**Your objective**
Check each line of the listing below for the string "React", and copy the ones that have it.

**Data**

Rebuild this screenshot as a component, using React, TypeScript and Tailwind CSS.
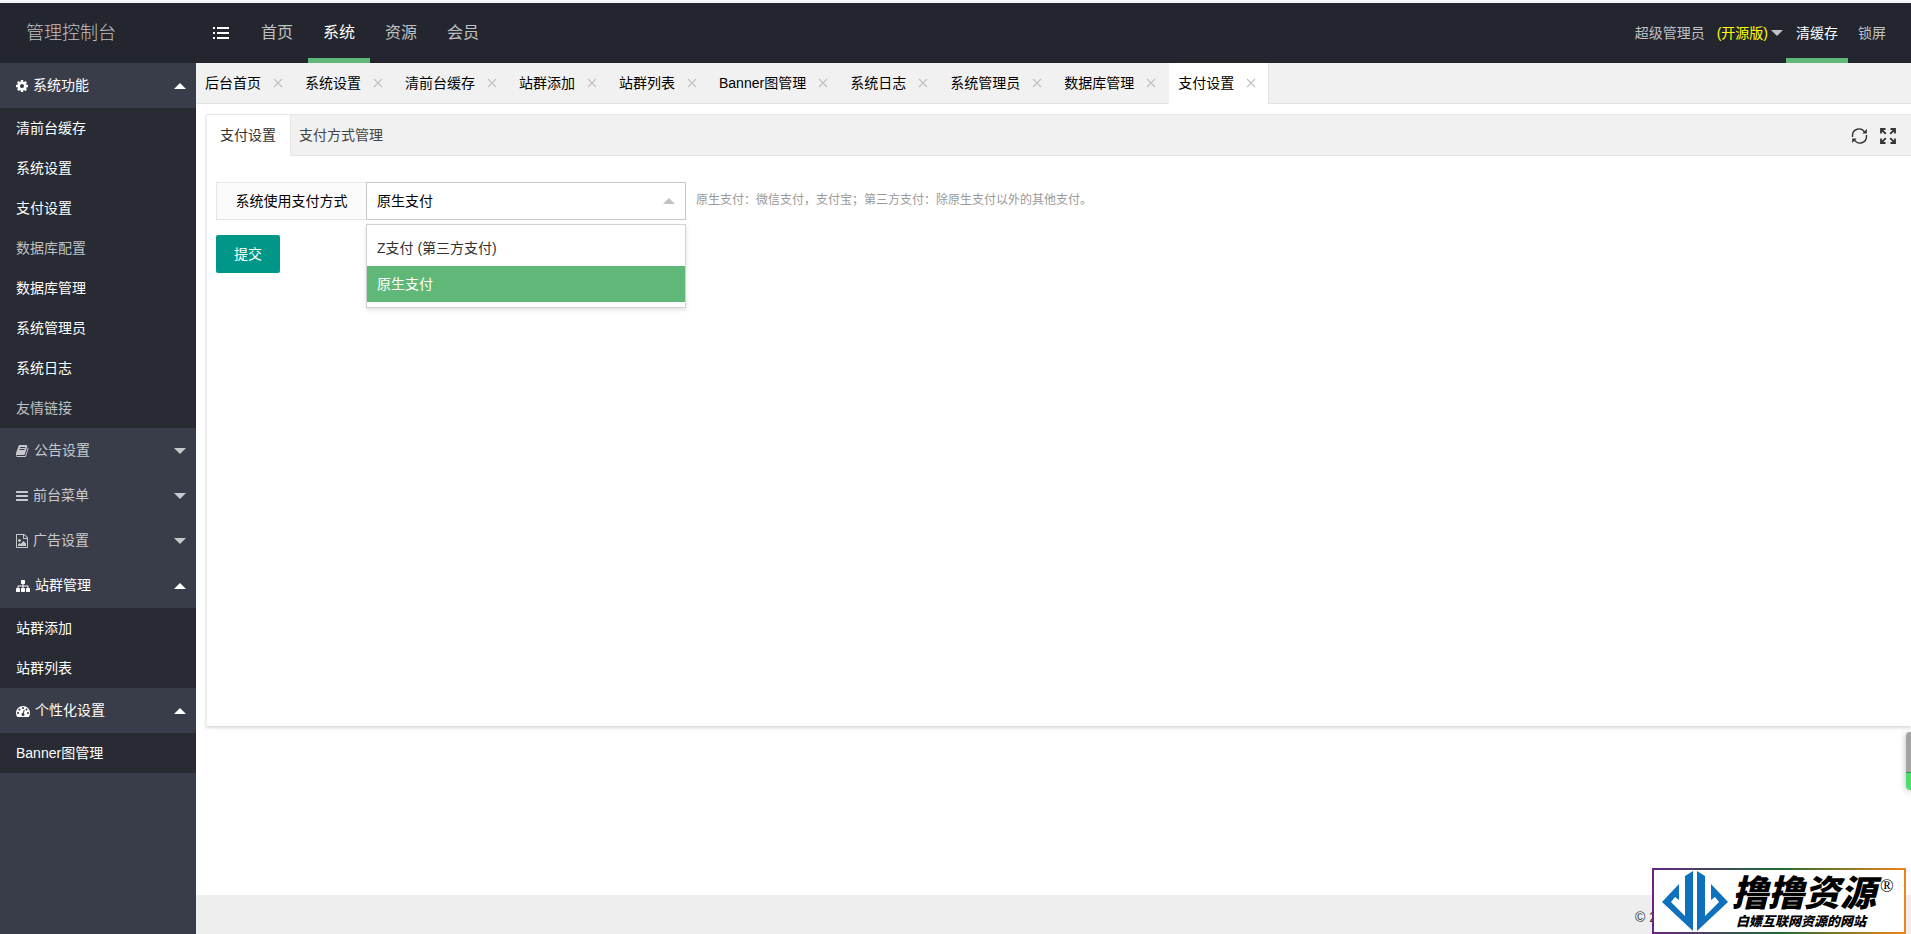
import React, { useState } from 'react';
import clsx from 'clsx';

interface IconDef {
  viewBox: string;
  width: string;
  path: string;
}

const icons: Record<string, IconDef> = {
  cog: {
    viewBox: '128 0 1536 1792',
    width: 'w-3',
    path: 'M1152 896q0-106-75-181t-181-75-181 75-75 181 75 181 181 75 181-75 75-181zm512-109v222q0 12-8 23t-20 13l-185 28q-19 54-39 91 35 50 107 138 10 12 10 25t-9 23q-27 37-99 108t-94 71q-12 0-26-9l-138-108q-44 23-91 38-16 136-29 186-7 28-36 28h-222q-14 0-24.500-8.500t-11.500-21.500l-28-184q-49-16-90-37l-141 107q-10 9-25 9-14 0-25-11-126-114-165-168-7-10-7-23 0-12 8-23 15-21 51-66.500t54-70.500q-27-50-41-99l-183-27q-13-2-21-12.500t-8-23.500v-222q0-12 8-23t19-13l186-28q14-46 39-92-40-57-107-138-10-12-10-24 0-10 9-23 26-36 98.500-107.500t94.500-71.500q13 0 26 10l138 107q44-23 91-38 16-136 29-186 7-28 36-28h222q14 0 24.500 8.500t11.500 21.500l28 184q49 16 90 37l142-107q9-9 24-9 13 0 25 10 129 119 165 170 7 8 7 22 0 12-8 23-15 21-51 66.500t-54 70.500q26 50 41 98l183 28q13 2 21 12.500t8 23.500z',
  },
  book: {
    viewBox: '64 0 1664 1792',
    width: 'w-[13px]',
    path: 'M1639 478q40 57 18 129l-275 906q-19 64-76.500 107.500t-122.500 43.500h-923q-77 0-148.500-53.500t-99.500-131.500q-24-67-2-127 0-4 3-27t4-37q1-8-3-21.500t-3-19.500q2-11 8-21t16.500-23.500 16.500-23.500q23-38 45-91.500t30-91.500q3-10 .5-30t-.5-28q3-11 17-28t17-23q21-36 42-92t25-90q1-9-2.500-32t.5-28q4-13 22-30.500t22-22.500q19-26 42.500-84.500t27.500-96.500q1-8-3-25.500t-2-26.500q2-8 9-18t18-23 17-21q8-12 16.500-30.500t15-35 16-36 19.500-32 26.500-23.500 36-11.500 47.500 5.500l-1 3q38-9 51-9h761q74 0 114 56t18 130l-274 906q-36 119-71.500 153.500t-128.500 34.500h-869q-27 0-38 15-11 16-1 43 24 70 144 70h923q29 0 56-15.500t35-41.500l300-987q7-22 5-57 38 15 59 43zm-1064 2q-4 13 2 22.500t20 9.500h608q13 0 25.500-9.500t16.500-22.500l21-64q4-13-2-22.500t-20-9.500h-608q-13 0-25.500 9.500t-16.500 22.500zm-83 256q-4 13 2 22.500t20 9.500h608q13 0 25.500-9.500t16.500-22.500l21-64q4-13-2-22.500t-20-9.500h-608q-13 0-25.500 9.500t-16.500 22.500z',
  },
  bars: {
    viewBox: '128 0 1536 1792',
    width: 'w-3',
    path: 'M1664 1344v128q0 26-19 45t-45 19h-1408q-26 0-45-19t-19-45v-128q0-26 19-45t45-19h1408q26 0 45 19t19 45zm0-512v128q0 26-19 45t-45 19h-1408q-26 0-45-19t-19-45v-128q0-26 19-45t45-19h1408q26 0 45 19t19 45zm0-512v128q0 26-19 45t-45 19h-1408q-26 0-45-19t-19-45v-128q0-26 19-45t45-19h1408q26 0 45 19t19 45z',
  },
  image: {
    viewBox: '128 0 1536 1792',
    width: 'w-3',
    path: 'M1596 380q28 28 48 76t20 88v1152q0 40-28 68t-68 28h-1344q-40 0-68-28t-28-68v-1600q0-40 28-68t68-28h896q40 0 88 20t76 48zm-444-244v376h376q-10-29-22-41l-313-313q-12-12-41-22zm384 1528v-1024h-416q-40 0-68-28t-28-68v-416h-768v1536h1280zm-128-448v320h-1024v-192l192-192 128 128 384-384zm-832-192q-80 0-136-56t-56-136 56-136 136-56 136 56 56 136-56 136-136 56z',
  },
  sitemap: {
    viewBox: '0 0 1792 1792',
    width: 'w-3.5',
    path: 'M1792 1248v320q0 40-28 68t-68 28h-320q-40 0-68-28t-28-68v-320q0-40 28-68t68-28h96v-192h-512v192h96q40 0 68 28t28 68v320q0 40-28 68t-68 28h-320q-40 0-68-28t-28-68v-320q0-40 28-68t68-28h96v-192h-512v192h96q40 0 68 28t28 68v320q0 40-28 68t-68 28h-320q-40 0-68-28t-28-68v-320q0-40 28-68t68-28h96v-192q0-52 38-90t90-38h512v-192h-96q-40 0-68-28t-28-68v-320q0-40 28-68t68-28h320q40 0 68 28t28 68v320q0 40-28 68t-68 28h-96v192h512q52 0 90 38t38 90v192h96q40 0 68 28t28 68z',
  },
  dashboard: {
    viewBox: '0 0 1792 1792',
    width: 'w-3.5',
    path: 'M384 1152q0-53-37.500-90.500t-90.500-37.500-90.500 37.500-37.500 90.500 37.500 90.500 90.500 37.500 90.500-37.500 37.500-90.500zm192-448q0-53-37.500-90.500t-90.500-37.500-90.500 37.500-37.500 90.500 37.500 90.500 90.500 37.500 90.500-37.500 37.500-90.500zm428 481l101-382q6-26-7.500-48.500t-38.500-29.500-48 6.500-30 39.500l-101 382q-60 5-107 43.500t-63 98.500q-20 77 20 146t117 89 146-20 89-117q16-60-6-117t-72-91zm660-33q0-53-37.500-90.500t-90.500-37.500-90.500 37.500-37.500 90.500 37.500 90.500 90.500 37.500 90.500-37.500 37.500-90.500zm-640-640q0-53-37.500-90.500t-90.500-37.500-90.500 37.500-37.500 90.500 37.500 90.500 90.500 37.500 90.500-37.500 37.500-90.500zm448 192q0-53-37.500-90.500t-90.500-37.500-90.500 37.500-37.500 90.500 37.500 90.500 90.500 37.500 90.500-37.500 37.500-90.500zm320 448q0 261-141 483-19 29-54 29h-1402q-35 0-54-29-141-221-141-483 0-182 71-348t191-286 286-191 348-71 348 71 286 191 191 286 71 348z',
  },
};

interface MenuGroup {
  title: string;
  icon: string;
  open: boolean;
  items: { label: string; dim?: boolean }[];
}

const menu: MenuGroup[] = [
  {
    title: '系统功能',
    icon: 'cog',
    open: true,
    items: [
      { label: '清前台缓存' },
      { label: '系统设置' },
      { label: '支付设置' },
      { label: '数据库配置', dim: true },
      { label: '数据库管理' },
      { label: '系统管理员' },
      { label: '系统日志' },
      { label: '友情链接', dim: true },
    ],
  },
  { title: '公告设置', icon: 'book', open: false, items: [] },
  { title: '前台菜单', icon: 'bars', open: false, items: [] },
  { title: '广告设置', icon: 'image', open: false, items: [] },
  { title: '站群管理', icon: 'sitemap', open: true, items: [{ label: '站群添加' }, { label: '站群列表' }] },
  { title: '个性化设置', icon: 'dashboard', open: true, items: [{ label: 'Banner图管理' }] },
];

const topNav = ['首页', '系统', '资源', '会员'];

const pageTabs = [
  '后台首页',
  '系统设置',
  '清前台缓存',
  '站群添加',
  '站群列表',
  'Banner图管理',
  '系统日志',
  '系统管理员',
  '数据库管理',
  '支付设置',
];

const payOptions = ['Z支付 (第三方支付)', '原生支付'];

const Caret: React.FC<{ up?: boolean; className?: string }> = ({ up, className }) => (
  <svg viewBox="0 0 12 6" className={clsx('h-1.5 w-3 shrink-0', className)} fill="currentColor" aria-hidden="true">
    <path d={up ? 'M0 6 6 0l6 6z' : 'M0 0l6 6 6-6z'} />
  </svg>
);

const MenuIcon: React.FC<{ name: string }> = ({ name }) => {
  const icon = icons[name];
  return (
    <svg viewBox={icon.viewBox} className={clsx('h-3.5 shrink-0', icon.width)} fill="currentColor" aria-hidden="true">
      <path d={icon.path} />
    </svg>
  );
};

const Header: React.FC = () => (
  <header className="flex h-[60px] shrink-0 bg-[#23262e] text-[#c0c1c4]">
    <div className="flex w-[196px] shrink-0 items-center pl-[26px] text-lg font-light">管理控制台</div>
    <button type="button" aria-label="折叠菜单" className="flex w-[50px] items-center justify-center text-white">
      <svg viewBox="0 0 16 12" className="h-3 w-4" fill="currentColor">
        <path d="M0 0h2v2H0zM4 0h12v2H4zM0 5h2v2H0zM4 5h12v2H4zM0 10h2v2H0zM4 10h12v2H4z" />
      </svg>
    </button>
    <nav className="flex text-base">
      {topNav.map((label) => (
        <a
          key={label}
          href="#"
          className={clsx(
            'flex items-center border-b-[5px] px-[15px] pt-[5px]',
            label === '系统' ? 'border-[#5fb878] text-white' : 'border-transparent'
          )}
        >
          {label}
        </a>
      ))}
    </nav>
    <div className="ml-auto flex pr-[15px]">
      <a href="#" className="flex items-center">
        超级管理员
        <span className="ml-3 text-[#ffff00]">(开源版)</span>
        <Caret className="mr-[3px] ml-[3px]" />
      </a>
      <a href="#" className="flex items-center border-b-[5px] border-[#5fb878] px-2.5 pt-[5px] text-white">
        清缓存
      </a>
      <a href="#" className="flex items-center px-2.5">
        锁屏
      </a>
    </div>
  </header>
);

const Sidebar: React.FC = () => (
  <aside className="w-[196px] shrink-0 bg-[#393d49]">
    {menu.map((group) => (
      <div key={group.title}>
        <button
          type="button"
          aria-expanded={group.open}
          className={clsx(
            'flex h-[45px] w-full items-center gap-[5px] pr-2.5 pl-4',
            group.open ? 'text-white' : 'text-[#c7c9ce]'
          )}
        >
          <MenuIcon name={group.icon} />
          <span className="pb-0.5">{group.title}</span>
          <Caret up={group.open} className="ml-auto" />
        </button>
        {group.open && (
          <ul className="bg-[#282b33]">
            {group.items.map((item) => (
              <li key={item.label}>
                <a href="#" className={clsx('flex h-10 items-center pl-4', item.dim ? 'text-[#bfc0c2]' : 'text-white')}>
                  {item.label}
                </a>
              </li>
            ))}
          </ul>
        )}
      </div>
    ))}
  </aside>
);

const PageTabs: React.FC = () => (
  <div className="flex h-[41px] shrink-0 bg-[#f1f1f1] shadow-[inset_0_-1px_0_#e2e2e2]">
    {pageTabs.map((label) => {
      const active = label === '支付设置';
      return (
        <div
          key={label}
          className={clsx(
            'flex items-center border-r pr-3 pb-0.5 pl-[9px]',
            active ? 'border-[#e2e2e2] bg-white' : 'border-transparent'
          )}
        >
          <button type="button" className="text-black">
            {label}
          </button>
          <button type="button" aria-label={`关闭${label}`} className="ml-3 text-[#c2c2c2]">
            <svg viewBox="0 0 10 10" className="size-2.5" fill="none" stroke="currentColor" strokeWidth="1.2">
              <path d="M1 1l8 8M9 1l-8 8" />
            </svg>
          </button>
        </div>
      );
    })}
  </div>
);

const PaySelect: React.FC = () => {
  const [open, setOpen] = useState(true);
  const [value, setValue] = useState('原生支付');

  return (
    <div className="relative w-80">
      <button
        id="pay-type"
        type="button"
        aria-haspopup="listbox"
        aria-expanded={open}
        onClick={() => setOpen(!open)}
        className="flex h-[38px] w-full items-center justify-between border border-[#c9c9c9] bg-white px-2.5 text-black"
      >
        {value}
        <Caret up={open} className="text-[#c2c2c2]" />
      </button>
      {open && (
        <ul
          role="listbox"
          className="absolute top-[42px] left-0 w-full border border-[#d2d2d2] bg-white py-[5px] shadow-[0_2px_4px_rgba(0,0,0,0.12)]"
        >
          {payOptions.map((option) => (
            <li
              key={option}
              role="option"
              aria-selected={option === value}
              onClick={() => setValue(option)}
              className={clsx(
                'flex h-9 cursor-pointer items-center px-2.5',
                option === value ? 'bg-[#5fb878] text-white' : 'text-[#333]'
              )}
            >
              {option}
            </li>
          ))}
        </ul>
      )}
    </div>
  );
};

const SettingsPanel: React.FC = () => (
  <section className="mt-2.5 ml-2.5 h-[612px] border-l border-[#eee] bg-white shadow-[0_2px_3px_rgba(0,0,0,0.15)]">
    <div className="flex h-[42px] border-y border-[#e6e6e6] bg-[#f1f1f1]">
      <button type="button" className="-mb-px border-r border-[#e6e6e6] bg-white pr-3.5 pb-px pl-[13px] text-[#333]">
        支付设置
      </button>
      <button type="button" className="px-2 text-[#444]">
        支付方式管理
      </button>
      <div className="ml-auto flex items-center gap-3 pt-0.5 pr-[15px] text-[#333]">
        <button type="button" aria-label="刷新">
          <svg viewBox="0 0 17 16" className="h-4 w-[17px]" fill="none" stroke="currentColor" strokeWidth="1.4">
            <path d="M1.500 9V7.500A6.500 6.500 0 0 1 13.500 4M15.500 7v1.500A6.500 6.500 0 0 1 3.500 12" />
            <path d="M15.800 1v4.500h-4.500zM1.200 15v-4.500h4.500z" fill="currentColor" stroke="none" />
          </svg>
        </button>
        <button type="button" aria-label="全屏">
          <svg viewBox="0 0 16 16" className="size-4" fill="none" stroke="currentColor" strokeWidth="1.800">
            <path d="M1 5.500V1h4.500M10.500 1H15v4.500M15 10.500V15h-4.500M5.500 15H1v-4.500M1 1l4.800 4.800M15 1l-4.800 4.800M15 15l-4.800-4.800M1 15l4.800-4.800" />
          </svg>
        </button>
      </div>
    </div>
    <form className="px-[9px] pt-[26px]" onSubmit={(e) => e.preventDefault()}>
      <div className="flex">
        <label
          htmlFor="pay-type"
          className="flex h-[38px] w-[150px] items-center justify-center border border-r-0 border-[#e6e6e6] bg-[#fbfbfb] text-black"
        >
          系统使用支付方式
        </label>
        <PaySelect />
        <p className="ml-2.5 pt-2 text-xs leading-5 text-[#999]">
          原生支付：微信支付，支付宝；第三方支付：除原生支付以外的其他支付。
        </p>
      </div>
      <button type="submit" className="mt-[15px] h-[38px] w-16 rounded-xs bg-[#009688] text-white">
        提交
      </button>
    </form>
  </section>
);

const BrandBadge: React.FC = () => (
  <div className="absolute right-[5px] bottom-0 flex h-[66px] w-[254px] bg-[linear-gradient(90deg,#6b2382,#1d6b35_50%,#f08519)] p-0.5">
    <div className="flex w-full bg-white">
      <svg viewBox="0 0 66 62" className="ml-2 h-[62px] w-[66px] shrink-0" fill="#0f70bb" aria-hidden="true">
        <path d="M31 1v60L0 32l17-18v16l-4-3-4 5 14 14V6z" />
        <path d="M35 1v60l31-29-17-18v16l4-3 4 5-14 14V6z" />
      </svg>
      <div className="ml-1 text-black">
        <div className="flex items-start gap-1 pt-1.5">
          <span className="text-4xl leading-9 font-black italic">撸撸资源</span>
          <span className="font-['Liberation_Serif',serif] text-lg leading-5">®</span>
        </div>
        <div className="mt-0.5 pl-1 text-[13px] leading-4 font-black italic">白嫖互联网资源的网站</div>
      </div>
    </div>
  </div>
);

const App: React.FC = () => (
  <div className="relative flex h-screen flex-col overflow-hidden border-t-[3px] border-[#f4f5f7] bg-white font-['Liberation_Sans','Noto_Sans_CJK_SC',sans-serif] text-sm">
    <Header />
    <div className="flex min-h-0 flex-1">
      <Sidebar />
      <main className="flex min-w-0 flex-1 flex-col">
        <PageTabs />
        <SettingsPanel />
        <footer className="mt-auto flex h-[39px] items-center justify-end bg-[#eee] pt-1 pr-[254px] text-[#333]">
          <span>© 2</span>
        </footer>
      </main>
    </div>
    <div className="absolute right-0 bottom-[144px] flex h-[58px] w-[5px] flex-col overflow-hidden rounded-l-sm shadow-[0_1px_6px_rgba(0,0,0,0.3)]">
      <span className="flex-1 bg-[#a3a3a3]" />
      <span className="h-[18px] border-t border-[#2c9a50] bg-[#4fdc6c]" />
    </div>
    <BrandBadge />
  </div>
);

export default App;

**Output below**
Rebuild this screenshot as a component, using React, TypeScript and Tailwind CSS.
import React, { useState } from 'react';
const Caret: React.FC<{ up?: boolean; className?: string }> = ({ up, className }) => (
const MenuIcon: React.FC<{ name: string }> = ({ name }) => {
const Header: React.FC = () => (
const Sidebar: React.FC = () => (
const PageTabs: React.FC = () => (
const PaySelect: React.FC = () => {
const SettingsPanel: React.FC = () => (
const BrandBadge: React.FC = () => (
const App: React.FC = () => (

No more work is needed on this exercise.